* _Exercise description_: Write out the material again word for word, dropping any images it holds.

* _Data_:
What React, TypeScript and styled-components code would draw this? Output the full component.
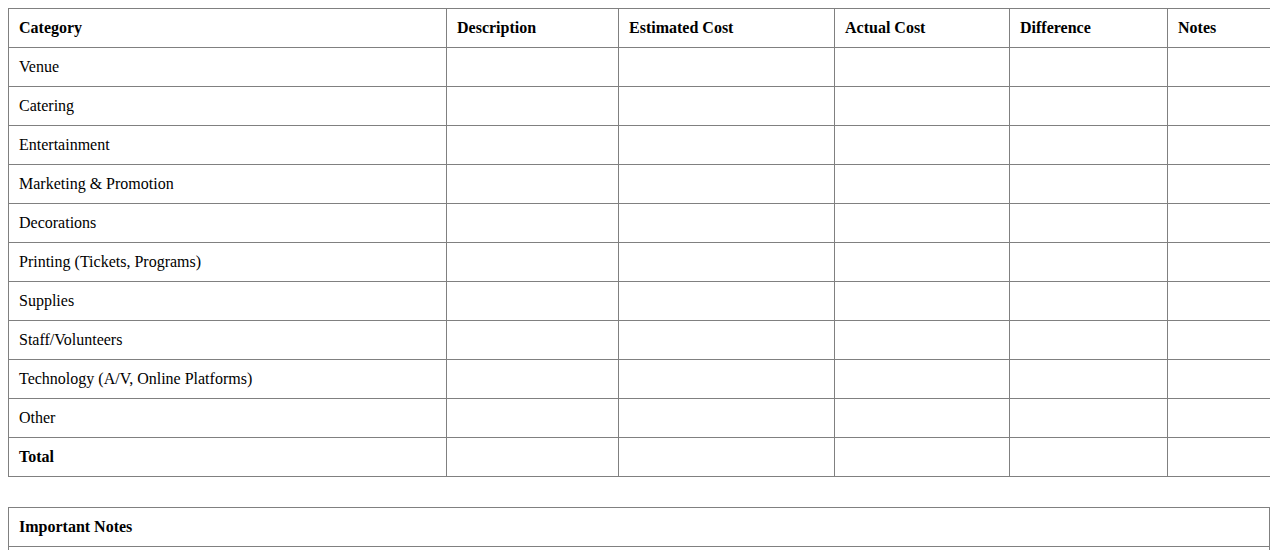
import React from "react";
import styled, { createGlobalStyle } from "styled-components";

const GlobalStyle = createGlobalStyle`
  body {
    margin: 8px;
    background: #ffffff;
    font-family: "Liberation Serif", "Times New Roman", serif;
    font-size: 16px;
    color: #000000;
  }
`;

const columns = [
  { label: "Category", width: 438 },
  { label: "Description", width: 172 },
  { label: "Estimated Cost", width: 216 },
  { label: "Actual Cost", width: 175 },
  { label: "Difference", width: 158 },
  { label: "Notes", width: 103 },
];

const categories = [
  "Venue",
  "Catering",
  "Entertainment",
  "Marketing & Promotion",
  "Decorations",
  "Printing (Tickets, Programs)",
  "Supplies",
  "Staff/Volunteers",
  "Technology (A/V, Online Platforms)",
  "Other",
];

const App = () => {
  return (
    <>
      <GlobalStyle />
      <Page>
        <Table>
          <colgroup>
            {columns.map((c) => (
              <Col key={c.label} $width={c.width} />
            ))}
          </colgroup>
          <thead>
            <tr>
              {columns.map((c) => (
                <HeadCell key={c.label}>{c.label}</HeadCell>
              ))}
            </tr>
          </thead>
          <tbody>
            {categories.map((name) => (
              <tr key={name}>
                <Cell>{name}</Cell>
                {columns.slice(1).map((c) => (
                  <Cell key={c.label} />
                ))}
              </tr>
            ))}
            <tr>
              <Cell $bold>Total</Cell>
              {columns.slice(1).map((c) => (
                <Cell key={c.label} />
              ))}
            </tr>
          </tbody>
        </Table>

        <NotesTable>
          <thead>
            <tr>
              <HeadCell>Important Notes</HeadCell>
            </tr>
          </thead>
          <tbody>
            <tr>
              <Cell>&nbsp;</Cell>
            </tr>
          </tbody>
        </NotesTable>
      </Page>
    </>
  );
};

export default App;

const Page = styled.div`
  display: flex;
  flex-direction: column;
  width: 1262px;
`;

const Table = styled.table`
  width: 100%;
  border-collapse: collapse;
  table-layout: fixed;
`;

const NotesTable = styled(Table)`
  margin-top: 30px;
`;

const Col = styled.col<{ $width: number }>`
  width: ${(p) => p.$width}px;
`;

const HeadCell = styled.th`
  border: 1px solid #808080;
  padding: 10px;
  text-align: left;
  font-weight: bold;
  line-height: 18px;
`;

const Cell = styled.td<{ $bold?: boolean }>`
  border: 1px solid #808080;
  padding: 10px;
  text-align: left;
  font-weight: ${(p) => (p.$bold ? "bold" : "normal")};
  line-height: 18px;
`;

* _Full answer_:
What React, TypeScript and styled-components code would draw this? Output the full component.
import React from "react";
import styled, { createGlobalStyle } from "styled-components";

const GlobalStyle = createGlobalStyle`
  body {
    margin: 8px;
    background: #ffffff;
    font-family: "Liberation Serif", "Times New Roman", serif;
    font-size: 16px;
    color: #000000;
  }
`;

const columns = [
  { label: "Category", width: 438 },
  { label: "Description", width: 172 },
  { label: "Estimated Cost", width: 216 },
  { label: "Actual Cost", width: 175 },
  { label: "Difference", width: 158 },
  { label: "Notes", width: 103 },
];

const categories = [
  "Venue",
  "Catering",
  "Entertainment",
  "Marketing & Promotion",
  "Decorations",
  "Printing (Tickets, Programs)",
  "Supplies",
  "Staff/Volunteers",
  "Technology (A/V, Online Platforms)",
  "Other",
];

const App = () => {
  return (
    <>
      <GlobalStyle />
      <Page>
        <Table>
          <colgroup>
            {columns.map((c) => (
              <Col key={c.label} $width={c.width} />
            ))}
          </colgroup>
          <thead>
            <tr>
              {columns.map((c) => (
                <HeadCell key={c.label}>{c.label}</HeadCell>
              ))}
            </tr>
          </thead>
          <tbody>
            {categories.map((name) => (
              <tr key={name}>
                <Cell>{name}</Cell>
                {columns.slice(1).map((c) => (
                  <Cell key={c.label} />
                ))}
              </tr>
            ))}
            <tr>
              <Cell $bold>Total</Cell>
              {columns.slice(1).map((c) => (
                <Cell key={c.label} />
              ))}
            </tr>
          </tbody>
        </Table>

        <NotesTable>
          <thead>
            <tr>
              <HeadCell>Important Notes</HeadCell>
            </tr>
          </thead>
          <tbody>
            <tr>
              <Cell>&nbsp;</Cell>
            </tr>
          </tbody>
        </NotesTable>
      </Page>
    </>
  );
};

export default App;

const Page = styled.div`
  display: flex;
  flex-direction: column;
  width: 1262px;
`;

const Table = styled.table`
  width: 100%;
  border-collapse: collapse;
  table-layout: fixed;
`;

const NotesTable = styled(Table)`
  margin-top: 30px;
`;

const Col = styled.col<{ $width: number }>`
  width: ${(p) => p.$width}px;
`;

const HeadCell = styled.th`
  border: 1px solid #808080;
  padding: 10px;
  text-align: left;
  font-weight: bold;
  line-height: 18px;
`;

const Cell = styled.td<{ $bold?: boolean }>`
  border: 1px solid #808080;
  padding: 10px;
  text-align: left;
  font-weight: ${(p) => (p.$bold ? "bold" : "normal")};
  line-height: 18px;
`;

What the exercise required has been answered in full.